The thing that did for me is realizing that people on opposite sides of the United States can't play music together if it requires any rhythmic coordination, even with a true speed-of-light signal with no other sources of latency.
Interesting! Presumably last 12 measures if you're playing a 12-bar blues, etc.
Big downside is you're stuck playing to a metronome, which would be enough for me to skip it, but it depends on the kind of music you're playing.
I could imagine that if the music is rhythmically slow and vague and improvised, big latencies are OK, and actually might yield some pretty interesting creative results.
Another model I've thought about is to structure players in a rooted DAG, and players can hear only people upstream of them.

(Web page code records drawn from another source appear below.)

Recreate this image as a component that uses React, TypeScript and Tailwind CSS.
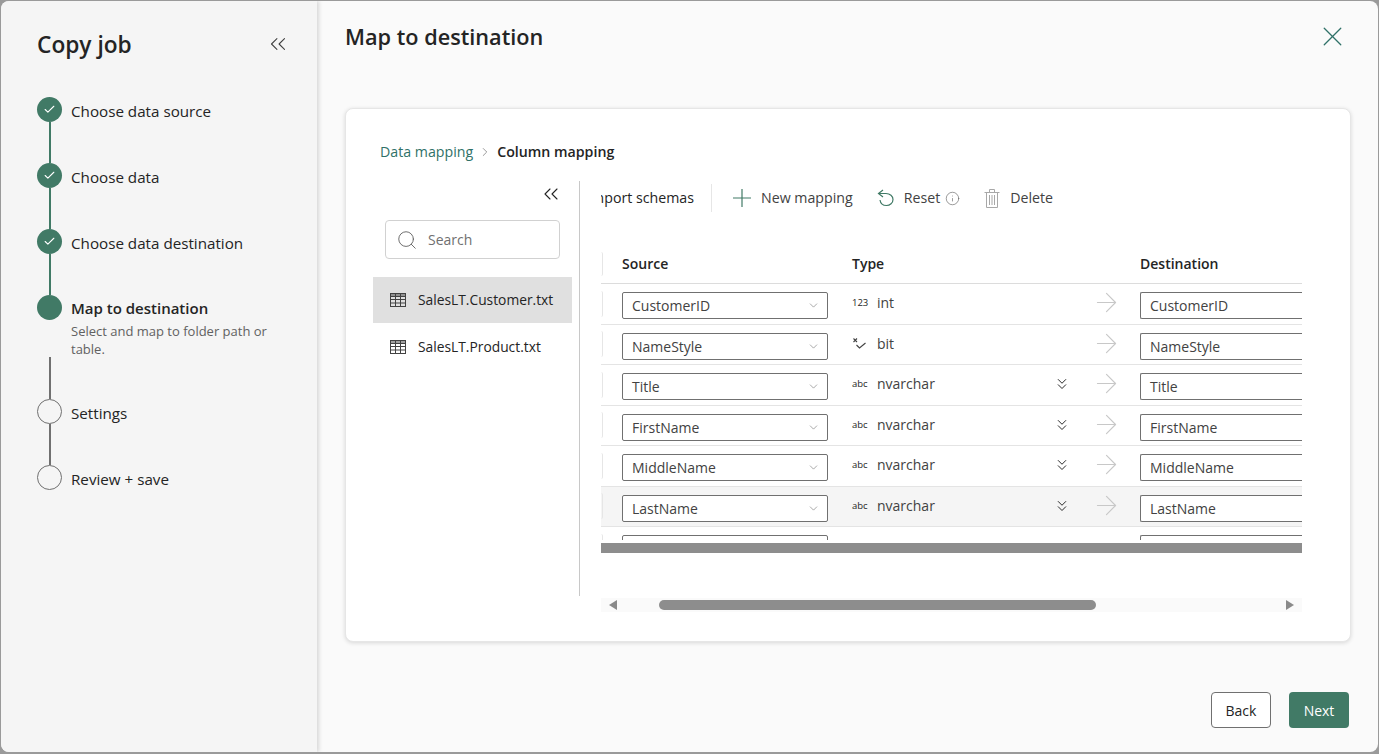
import { ArrowRight, ChevronDown, ChevronRight, ChevronsDown, ChevronsLeft, Check, Info, Search, X } from 'lucide-react';

const steps = [
  { label: 'Choose data source', state: 'done' },
  { label: 'Choose data', state: 'done' },
  { label: 'Choose data destination', state: 'done' },
  { label: 'Map to destination', state: 'active', note: 'Select and map to folder path or table.' },
  { label: 'Settings', state: 'todo' },
  { label: 'Review + save', state: 'todo' }
];

const rows = [
  { name: 'CustomerID', icon: '123', type: 'int' },
  { name: 'NameStyle', icon: 'bit', type: 'bit' },
  { name: 'Title', icon: 'abc', type: 'nvarchar' },
  { name: 'FirstName', icon: 'abc', type: 'nvarchar' },
  { name: 'MiddleName', icon: 'abc', type: 'nvarchar' },
  { name: 'LastName', icon: 'abc', type: 'nvarchar', hover: true },
  { name: '', icon: '', type: '' }
];

function TableIcon() {
  return (
    <svg width="16" height="14" viewBox="0 0 16 14" fill="none" stroke="#424242" strokeWidth="1">
      <rect x="0.5" y="0.5" width="15" height="13" />
      <path d="M0.5 3.5H15.5M0.5 6.5H15.5M0.5 10H15.5M5.5 0.5V13.5M10.5 0.5V13.5" />
      <path d="M0.5 2H15.5" />
    </svg>
  );
}

function PlusIcon() {
  return (
    <svg width="18" height="18" viewBox="0 0 18 18" fill="none" stroke="#417a66" strokeWidth="1.2">
      <path d="M9 0V18M0 9H18" />
    </svg>
  );
}

function ResetIcon() {
  return (
    <svg width="19" height="18" viewBox="0 0 19 18" fill="none" stroke="#417a66" strokeWidth="1.2">
      <path d="M6 1L1.5 4.5L6 8" />
      <path d="M1.5 4.5H9C13 4.5 16 7 16 10.5C16 14 13 16.5 9.5 16.5C6 16.5 3.5 14.5 3 11" />
    </svg>
  );
}

function TrashIcon() {
  return (
    <svg width="16" height="19" viewBox="0 0 16 19" fill="none" stroke="#a8a8a8" strokeWidth="1">
      <path d="M0.5 3.5H15.5M5.5 3.5V0.5H10.5V3.5" />
      <path d="M2.5 3.5V18.5H13.5V3.5" />
      <path d="M5.5 6V16M8 6V16M10.5 6V16" />
    </svg>
  );
}

function Step({ step, last }: { step: (typeof steps)[number]; last: boolean }) {
  const done = step.state === 'done';
  const active = step.state === 'active';
  const lineColor = done ? 'bg-[#417a66]' : 'bg-[#707070]';
  return (
    <div className={`flex gap-[9px] ${active ? 'h-[104px]' : 'h-[66px]'}`}>
      <div className="flex w-[25px] flex-col items-center">
        {step.state === 'todo' ? (
          <div className="h-[25px] w-[25px] shrink-0 rounded-full border border-[#707070]" />
        ) : (
          <div className="flex h-[25px] w-[25px] shrink-0 items-center justify-center rounded-full bg-[#417a66]">
            {done && <Check size={13} color="#fff" strokeWidth={2} />}
          </div>
        )}
        {!last && <div className={`w-[2px] flex-1 ${lineColor} ${active ? 'mt-[37px]' : ''}`} />}
      </div>
      <div className={`w-[205px] ${active ? '' : 'mt-[1px]'}`}>
        <div className={`leading-[26px] text-[#242424] ${active ? 'text-[15px] font-semibold' : 'text-[15.2px]'}`}>
          {step.label}
        </div>
        {step.note && <div className="mt-[1px] text-[13px] leading-[18px] text-[#616161]">{step.note}</div>}
      </div>
    </div>
  );
}

function TypeIcon({ kind }: { kind: string }) {
  if (kind === 'bit') {
    return (
      <svg width="15" height="14" viewBox="0 0 15 14" fill="none" stroke="#424242" strokeWidth="1.1">
        <path d="M1.5 1.5L5 5M5 1.5L1.5 5M4.5 8L7.5 11L13.5 6" />
      </svg>
    );
  }
  return <span className="w-[17px] text-[9.5px] leading-none text-[#242424]">{kind}</span>;
}

function Row({ row }: { row: (typeof rows)[number] }) {
  return (
    <div className={`grid h-[40.5px] shrink-0 grid-cols-[21px_230px_245px_43px_162px] border-b border-[#e4e4e4] ${row.hover ? 'bg-[#f5f5f5]' : ''}`}>
      <div className="flex items-center">
        <div className="h-[26px] w-[2px] rounded-r-sm border-r border-[#e6e6e6]" />
      </div>
      <div className="pt-[8px]">
        <div className="flex h-[27px] w-[206px] items-center justify-between rounded-[2px] border border-[#707070] bg-white pr-[7px] pl-[9px] text-[14px] text-[#424242]">
          {row.name}
          {row.name && <ChevronDown size={13} color="#616161" strokeWidth={1} />}
        </div>
      </div>
      <div className="flex items-start pt-[9px]">
        {row.type && (
          <>
            <div className="flex h-[20px] w-[25px] items-center"><TypeIcon kind={row.icon} /></div>
            <span className="text-[14px] leading-[20px] text-[#424242]">{row.type}</span>
            {row.type === 'nvarchar' && (
              <ChevronsDown size={18} color="#242424" strokeWidth={1.3} className="mt-[1px] ml-[118px]" />
            )}
          </>
        )}
      </div>
      <div className="pt-[3px]">
        {row.type && <ArrowRight size={31} color="#c8c8c8" strokeWidth={0.9} className="-ml-[6px]" />}
      </div>
      <div className="pt-[8px]">
        <div className="flex h-[27px] items-center rounded-l-[2px] border-y border-l border-[#707070] bg-white pl-[9px] text-[14px] text-[#424242]">
          {row.name}
        </div>
      </div>
    </div>
  );
}

export default function App() {
  return (
    <div className="h-[754px] w-[1379px] overflow-hidden bg-[#9a9a9a] pt-[1px] pr-[1px] pb-[2px] pl-[1px] font-['Open_Sans','Noto_Sans',sans-serif]">
      <div className="flex h-full overflow-hidden rounded-[8px] bg-[#fafafa]">
        <aside className="z-10 h-full w-[316px] shrink-0 bg-[#f5f5f5] pt-[27px] pl-[36px] shadow-[2px_0_4px_rgba(0,0,0,0.14)]">
          <div className="flex h-[34px] w-[250px] items-center justify-between">
            <h1 className="text-[22.7px] font-semibold text-[#242424]">Copy job</h1>
            <ChevronsLeft size={26} color="#424242" strokeWidth={1} className="-mt-[2px] -mr-[4px]" />
          </div>
          <div className="mt-[35px]">
            {steps.map((s, i) => (
              <Step key={s.label} step={s} last={i === steps.length - 1} />
            ))}
          </div>
        </aside>

        <main className="flex h-full flex-1 flex-col pr-[27px] pl-[28px]">
          <div className="flex items-center justify-between pt-[17px]">
            <h2 className="mt-[2px] text-[21.7px] leading-[34px] font-semibold text-[#242424]">Map to destination</h2>
            <X size={33} color="#2f7168" strokeWidth={0.95} className="mr-[2px]" />
          </div>

          <section className="mt-[54px] h-[534px] rounded-[8px] border border-[#e6e6e6] bg-white pt-[33px] pl-[27px] shadow-[0_1px_4px_rgba(0,0,0,0.14)]">
            <div className="flex items-center pl-[7px] text-[14.2px] leading-[20px]">
              <span className="text-[#2f7168]">Data mapping</span>
              <ChevronRight size={14} color="#707070" strokeWidth={1.2} className="mx-[5px]" />
              <span className="font-semibold text-[#242424]">Column mapping</span>
            </div>

            <div className="mt-[19px] flex h-[415px]">
              <div className="w-[207px] shrink-0 border-r border-[#c8c8c8]">
                <div className="flex h-[30px] justify-end pt-[1px] pr-[16px]">
                  <ChevronsLeft size={24} color="#242424" strokeWidth={1.1} />
                </div>
                <div className="mt-[9px] ml-[12px] flex h-[39px] w-[175px] items-center gap-[10px] rounded-[4px] border border-[#d1d1d1] pl-[10px] text-[14px] text-[#707070]">
                  <Search size={22} color="#616161" strokeWidth={1} />
                  Search
                </div>
                <div className="mt-[18px] flex h-[46px] w-[199px] items-center gap-[12px] bg-[#e0e0e0] pl-[17px] text-[13.8px] text-[#242424]">
                  <TableIcon />
                  SalesLT.Customer.txt
                </div>
                <div className="mt-[1px] flex h-[46px] w-[199px] items-center gap-[12px] pl-[17px] text-[13.8px] text-[#242424]">
                  <TableIcon />
                  SalesLT.Product.txt
                </div>
              </div>

              <div className="ml-[21px] w-[701px]">
                <div className="flex h-[34px] items-center text-[14.2px] text-[#242424]">
                  <div className="flex h-[28px] w-[111px] items-center justify-end overflow-hidden border-r border-[#e6e6e6] pr-[17px] whitespace-nowrap">
                    Import schemas
                  </div>
                  <div className="ml-[21px]"><PlusIcon /></div>
                  <span className="ml-[10px] text-[#424242]">New mapping</span>
                  <div className="ml-[24px]"><ResetIcon /></div>
                  <span className="ml-[8px] text-[#424242]">Reset</span>
                  <Info size={15} color="#616161" strokeWidth={1} className="ml-[5px]" />
                  <div className="ml-[24px]"><TrashIcon /></div>
                  <span className="ml-[10px] text-[#424242]">Delete</span>
                </div>

                <div className="mt-[29px] flex h-[40px] border-b border-[#dcdcdc] text-[14px] font-semibold text-[#242424]">
                  <div className="flex h-[39px] w-[21px] items-center">
                    <div className="h-[24px] w-[2px] rounded-r-sm border-r border-[#e6e6e6]" />
                  </div>
                  <div className="w-[230px] pt-[9px]">Source</div>
                  <div className="w-[288px] pt-[9px]">Type</div>
                  <div className="pt-[9px]">Destination</div>
                </div>
                <div className="flex h-[269px] flex-col overflow-hidden">
                  <Row row={rows[0]} />
                  <Row row={rows[1]} />
                  <Row row={rows[2]} />
                  <Row row={rows[3]} />
                  <Row row={rows[4]} />
                  <Row row={rows[5]} />
                  <div className="h-[13px] shrink-0 overflow-hidden">
                    <Row row={rows[6]} />
                  </div>
                  <div className="mt-[3px] h-[10px] shrink-0 bg-[#8d8d8d]" />
                </div>

                <div className="mt-[45px] flex h-[14px] items-center bg-[#fafafa] px-[8px]">
                  <div className="h-0 w-0 border-y-[5px] border-r-[8px] border-y-transparent border-r-[#8a8a8a]" />
                  <div className="ml-[42px] h-[10px] w-[437px] rounded-full bg-[#8d8d8d]" />
                  <div className="ml-auto h-0 w-0 border-y-[5px] border-l-[8px] border-y-transparent border-l-[#8a8a8a]" />
                </div>
              </div>
            </div>
          </section>

          <div className="mt-[50px] flex justify-end gap-[18px] pr-[2px]">
            <button className="h-[36px] w-[60px] rounded-[4px] border border-[#707070] bg-white text-[14px] text-[#242424]">Back</button>
            <button className="h-[36px] w-[60px] rounded-[4px] bg-[#417a66] text-[14px] text-white">Next</button>
          </div>
        </main>
      </div>
    </div>
  );
}
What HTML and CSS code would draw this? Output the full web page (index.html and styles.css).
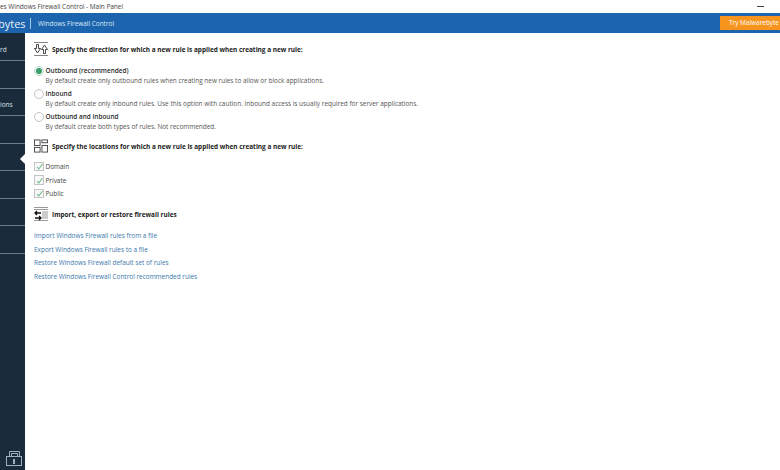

E.g., you could build an orchestra by having a conductor and section leaders in a room together (or at within very low latency of each other). Other players could hear the leaders and play along, and then an audience could hear everyone. You could also do something more complicated like build things out in linear or power-of-2 layers, where each layer can hear everything upstream of it, and therefore many players would get a partial sense of the orchestral effect.
This could work nicely for improvised music, too, with causality preserved.
How does that work for the one playing ahead of everyone else? He just doesn’t hear anything? Or he hears his own music from 1 second ago? Or worse, other people’s music from 1 second ago.
It is actually the way to go with client-server programs, such as Jamulus. People from distant locations try to chose/run a server closer to their geographical (or, more properly, with a correction on how the fiber runs) middlepoint.